WHAT NEEDS TO BE DONE. Out of the lines below, please list those that hold the string "this".

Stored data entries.
* * *

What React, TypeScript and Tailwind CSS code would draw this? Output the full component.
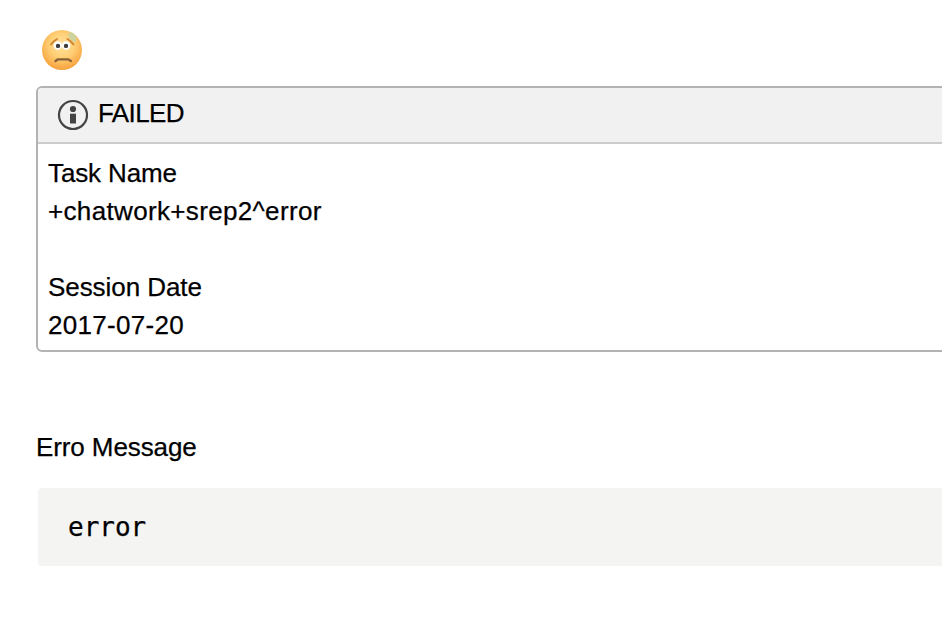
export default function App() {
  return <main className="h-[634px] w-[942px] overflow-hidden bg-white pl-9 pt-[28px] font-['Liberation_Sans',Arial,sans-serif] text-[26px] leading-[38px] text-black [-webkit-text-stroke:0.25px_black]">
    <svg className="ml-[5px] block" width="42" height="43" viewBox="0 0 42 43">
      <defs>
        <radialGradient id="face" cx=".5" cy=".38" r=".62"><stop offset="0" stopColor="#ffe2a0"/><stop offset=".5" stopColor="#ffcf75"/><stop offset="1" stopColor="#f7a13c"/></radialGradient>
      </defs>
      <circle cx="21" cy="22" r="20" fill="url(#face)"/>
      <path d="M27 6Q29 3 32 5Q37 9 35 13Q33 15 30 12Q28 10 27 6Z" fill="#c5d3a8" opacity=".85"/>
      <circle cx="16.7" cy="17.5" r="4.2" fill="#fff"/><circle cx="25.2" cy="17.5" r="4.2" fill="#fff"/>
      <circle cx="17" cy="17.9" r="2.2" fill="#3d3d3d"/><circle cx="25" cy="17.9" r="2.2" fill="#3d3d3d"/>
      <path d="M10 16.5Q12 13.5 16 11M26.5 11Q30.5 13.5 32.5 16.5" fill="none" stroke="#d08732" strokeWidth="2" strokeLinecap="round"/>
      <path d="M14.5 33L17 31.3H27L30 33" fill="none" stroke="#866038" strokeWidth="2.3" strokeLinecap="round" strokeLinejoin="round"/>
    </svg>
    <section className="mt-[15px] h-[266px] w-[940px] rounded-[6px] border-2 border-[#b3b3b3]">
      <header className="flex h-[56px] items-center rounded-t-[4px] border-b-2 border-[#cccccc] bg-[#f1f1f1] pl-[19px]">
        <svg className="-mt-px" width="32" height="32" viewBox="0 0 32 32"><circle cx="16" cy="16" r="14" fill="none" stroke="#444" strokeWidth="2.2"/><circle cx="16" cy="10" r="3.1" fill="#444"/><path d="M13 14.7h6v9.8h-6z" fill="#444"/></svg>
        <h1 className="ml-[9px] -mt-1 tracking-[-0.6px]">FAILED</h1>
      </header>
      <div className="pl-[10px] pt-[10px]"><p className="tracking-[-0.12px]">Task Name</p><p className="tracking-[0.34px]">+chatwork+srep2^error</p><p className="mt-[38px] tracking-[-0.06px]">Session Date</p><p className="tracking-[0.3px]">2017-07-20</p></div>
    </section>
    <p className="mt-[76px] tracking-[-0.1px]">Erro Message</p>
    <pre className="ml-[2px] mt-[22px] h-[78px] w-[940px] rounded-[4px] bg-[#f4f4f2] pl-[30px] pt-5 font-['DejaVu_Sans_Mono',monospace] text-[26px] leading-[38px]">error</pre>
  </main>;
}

* * *

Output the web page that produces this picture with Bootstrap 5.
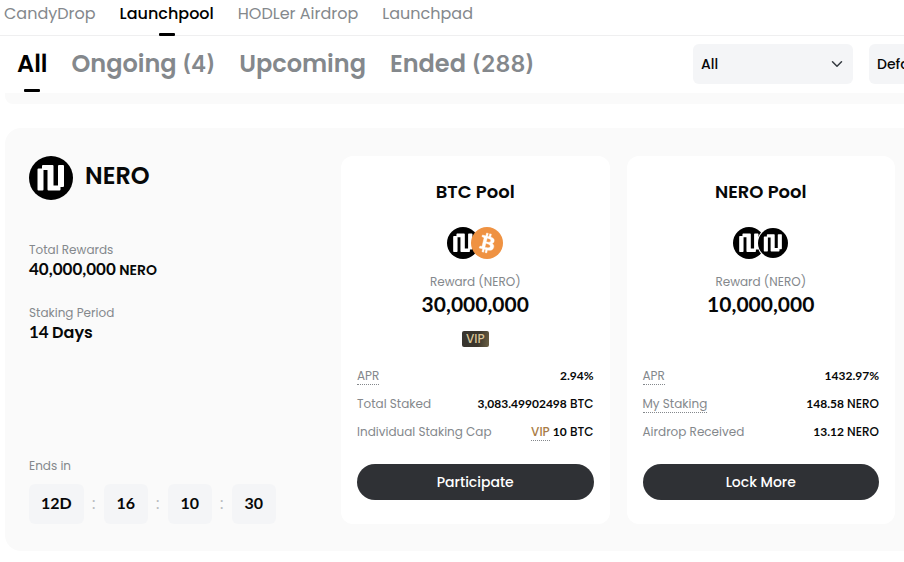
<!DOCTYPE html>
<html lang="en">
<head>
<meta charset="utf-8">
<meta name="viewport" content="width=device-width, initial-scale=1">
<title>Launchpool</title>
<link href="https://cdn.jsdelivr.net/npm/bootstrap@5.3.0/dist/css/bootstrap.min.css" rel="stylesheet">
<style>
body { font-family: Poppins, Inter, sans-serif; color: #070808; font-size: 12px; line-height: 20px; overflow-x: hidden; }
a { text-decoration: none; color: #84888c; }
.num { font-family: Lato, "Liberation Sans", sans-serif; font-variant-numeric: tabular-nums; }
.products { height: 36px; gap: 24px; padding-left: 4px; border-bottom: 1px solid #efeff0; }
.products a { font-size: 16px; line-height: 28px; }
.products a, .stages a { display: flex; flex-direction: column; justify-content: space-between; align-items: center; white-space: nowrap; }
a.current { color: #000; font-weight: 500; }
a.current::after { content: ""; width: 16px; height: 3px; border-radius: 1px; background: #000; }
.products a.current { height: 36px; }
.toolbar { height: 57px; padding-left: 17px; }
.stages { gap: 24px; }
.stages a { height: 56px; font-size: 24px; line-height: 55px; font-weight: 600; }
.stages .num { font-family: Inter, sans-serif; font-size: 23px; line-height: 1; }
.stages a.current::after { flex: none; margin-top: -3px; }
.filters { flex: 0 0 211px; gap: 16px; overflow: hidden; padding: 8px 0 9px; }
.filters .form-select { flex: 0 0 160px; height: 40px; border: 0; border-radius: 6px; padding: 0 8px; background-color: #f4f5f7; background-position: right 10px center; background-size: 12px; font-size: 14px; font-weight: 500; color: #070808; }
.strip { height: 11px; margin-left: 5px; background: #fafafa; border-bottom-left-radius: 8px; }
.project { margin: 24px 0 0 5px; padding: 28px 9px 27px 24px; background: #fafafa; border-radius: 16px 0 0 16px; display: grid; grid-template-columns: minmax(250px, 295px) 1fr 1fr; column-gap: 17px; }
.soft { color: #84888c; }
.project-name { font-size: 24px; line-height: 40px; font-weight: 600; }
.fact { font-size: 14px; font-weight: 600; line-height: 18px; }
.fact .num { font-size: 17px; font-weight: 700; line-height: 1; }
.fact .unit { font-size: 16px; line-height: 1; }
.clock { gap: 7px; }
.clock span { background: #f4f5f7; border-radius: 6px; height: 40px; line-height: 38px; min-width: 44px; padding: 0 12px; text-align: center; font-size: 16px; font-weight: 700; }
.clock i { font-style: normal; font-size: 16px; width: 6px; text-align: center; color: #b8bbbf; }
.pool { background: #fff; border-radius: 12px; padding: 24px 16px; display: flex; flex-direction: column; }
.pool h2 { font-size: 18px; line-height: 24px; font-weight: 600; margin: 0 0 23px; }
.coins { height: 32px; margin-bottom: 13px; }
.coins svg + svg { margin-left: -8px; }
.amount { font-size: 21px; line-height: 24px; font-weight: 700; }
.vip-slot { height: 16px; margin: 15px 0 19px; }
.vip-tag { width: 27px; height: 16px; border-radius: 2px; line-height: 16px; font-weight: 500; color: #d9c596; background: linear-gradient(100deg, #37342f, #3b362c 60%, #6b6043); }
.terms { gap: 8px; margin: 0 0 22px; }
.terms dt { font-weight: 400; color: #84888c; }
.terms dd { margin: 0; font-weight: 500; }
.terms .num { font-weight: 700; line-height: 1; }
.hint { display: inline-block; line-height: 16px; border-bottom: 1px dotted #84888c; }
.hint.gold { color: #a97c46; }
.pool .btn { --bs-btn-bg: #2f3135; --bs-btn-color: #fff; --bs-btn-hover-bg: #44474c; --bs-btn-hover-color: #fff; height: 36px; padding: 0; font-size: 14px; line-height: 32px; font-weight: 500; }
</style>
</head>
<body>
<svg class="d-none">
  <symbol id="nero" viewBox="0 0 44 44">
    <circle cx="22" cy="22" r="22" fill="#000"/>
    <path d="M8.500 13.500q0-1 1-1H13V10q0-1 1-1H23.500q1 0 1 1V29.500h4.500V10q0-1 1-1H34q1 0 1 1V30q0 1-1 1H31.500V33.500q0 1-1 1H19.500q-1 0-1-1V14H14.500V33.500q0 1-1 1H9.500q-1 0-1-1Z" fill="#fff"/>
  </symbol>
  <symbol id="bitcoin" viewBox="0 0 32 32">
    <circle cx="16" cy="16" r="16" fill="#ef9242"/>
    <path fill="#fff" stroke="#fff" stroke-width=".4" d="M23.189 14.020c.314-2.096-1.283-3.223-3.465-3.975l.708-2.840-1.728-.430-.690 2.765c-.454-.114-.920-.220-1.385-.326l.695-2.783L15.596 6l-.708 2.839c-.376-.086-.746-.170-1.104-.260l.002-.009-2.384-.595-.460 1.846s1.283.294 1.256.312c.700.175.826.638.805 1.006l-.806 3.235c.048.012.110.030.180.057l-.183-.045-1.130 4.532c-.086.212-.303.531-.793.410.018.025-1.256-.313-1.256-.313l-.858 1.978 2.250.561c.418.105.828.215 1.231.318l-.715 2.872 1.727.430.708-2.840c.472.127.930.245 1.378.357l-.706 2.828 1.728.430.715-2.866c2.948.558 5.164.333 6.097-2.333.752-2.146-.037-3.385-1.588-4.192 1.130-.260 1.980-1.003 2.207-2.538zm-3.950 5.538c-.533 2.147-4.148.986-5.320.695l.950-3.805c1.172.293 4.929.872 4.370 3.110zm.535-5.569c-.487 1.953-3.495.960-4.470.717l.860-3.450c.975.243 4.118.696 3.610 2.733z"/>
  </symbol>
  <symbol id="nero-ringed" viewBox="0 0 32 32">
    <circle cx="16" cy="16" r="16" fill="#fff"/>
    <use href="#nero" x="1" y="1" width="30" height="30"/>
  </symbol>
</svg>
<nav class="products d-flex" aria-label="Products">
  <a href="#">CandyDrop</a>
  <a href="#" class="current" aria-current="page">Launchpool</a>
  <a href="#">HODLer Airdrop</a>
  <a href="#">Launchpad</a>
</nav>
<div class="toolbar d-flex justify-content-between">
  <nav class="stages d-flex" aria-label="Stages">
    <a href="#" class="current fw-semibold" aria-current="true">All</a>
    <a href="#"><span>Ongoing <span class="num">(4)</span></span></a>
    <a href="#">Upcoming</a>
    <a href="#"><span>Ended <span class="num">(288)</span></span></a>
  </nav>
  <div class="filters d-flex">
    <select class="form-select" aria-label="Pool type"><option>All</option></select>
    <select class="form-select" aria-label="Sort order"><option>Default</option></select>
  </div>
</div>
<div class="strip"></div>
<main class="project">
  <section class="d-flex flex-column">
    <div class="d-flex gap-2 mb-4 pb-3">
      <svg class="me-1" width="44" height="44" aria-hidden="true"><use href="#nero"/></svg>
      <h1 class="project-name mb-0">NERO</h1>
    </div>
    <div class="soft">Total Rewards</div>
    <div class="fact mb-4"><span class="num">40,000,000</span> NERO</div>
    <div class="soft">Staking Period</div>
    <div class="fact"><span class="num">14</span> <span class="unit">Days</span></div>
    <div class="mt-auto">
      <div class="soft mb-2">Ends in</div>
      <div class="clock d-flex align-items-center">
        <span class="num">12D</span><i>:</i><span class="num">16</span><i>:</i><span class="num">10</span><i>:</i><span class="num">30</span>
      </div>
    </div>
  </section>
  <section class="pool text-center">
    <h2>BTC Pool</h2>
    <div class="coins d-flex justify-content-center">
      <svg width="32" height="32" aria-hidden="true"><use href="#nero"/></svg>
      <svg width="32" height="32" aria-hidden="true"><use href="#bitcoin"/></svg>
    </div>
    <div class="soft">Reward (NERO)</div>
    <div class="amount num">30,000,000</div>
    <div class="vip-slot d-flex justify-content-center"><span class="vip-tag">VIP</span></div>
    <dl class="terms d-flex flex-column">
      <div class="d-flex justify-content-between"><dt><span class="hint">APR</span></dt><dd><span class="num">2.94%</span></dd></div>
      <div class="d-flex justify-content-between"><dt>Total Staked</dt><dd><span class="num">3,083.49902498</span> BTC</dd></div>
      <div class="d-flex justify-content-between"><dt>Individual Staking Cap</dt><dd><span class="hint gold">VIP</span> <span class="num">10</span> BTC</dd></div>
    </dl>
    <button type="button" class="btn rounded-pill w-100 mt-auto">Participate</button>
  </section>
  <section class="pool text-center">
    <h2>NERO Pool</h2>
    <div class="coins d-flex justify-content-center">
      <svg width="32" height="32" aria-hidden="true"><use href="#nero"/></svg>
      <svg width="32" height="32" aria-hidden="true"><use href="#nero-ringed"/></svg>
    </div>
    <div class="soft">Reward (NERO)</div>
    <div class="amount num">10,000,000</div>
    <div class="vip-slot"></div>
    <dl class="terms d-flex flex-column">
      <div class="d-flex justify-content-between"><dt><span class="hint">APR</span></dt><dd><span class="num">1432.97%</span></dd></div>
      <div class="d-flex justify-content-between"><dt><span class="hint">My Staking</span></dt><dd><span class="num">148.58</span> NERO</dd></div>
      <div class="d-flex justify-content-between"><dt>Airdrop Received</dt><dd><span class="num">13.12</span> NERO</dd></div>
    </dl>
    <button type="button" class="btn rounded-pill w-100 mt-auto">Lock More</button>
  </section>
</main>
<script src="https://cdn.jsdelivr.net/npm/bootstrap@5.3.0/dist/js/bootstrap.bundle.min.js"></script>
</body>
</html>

* * *

WRITTEN SOLUTION.
What React, TypeScript and Tailwind CSS code would draw this? Output the full component.
Output the web page that produces this picture with Bootstrap 5.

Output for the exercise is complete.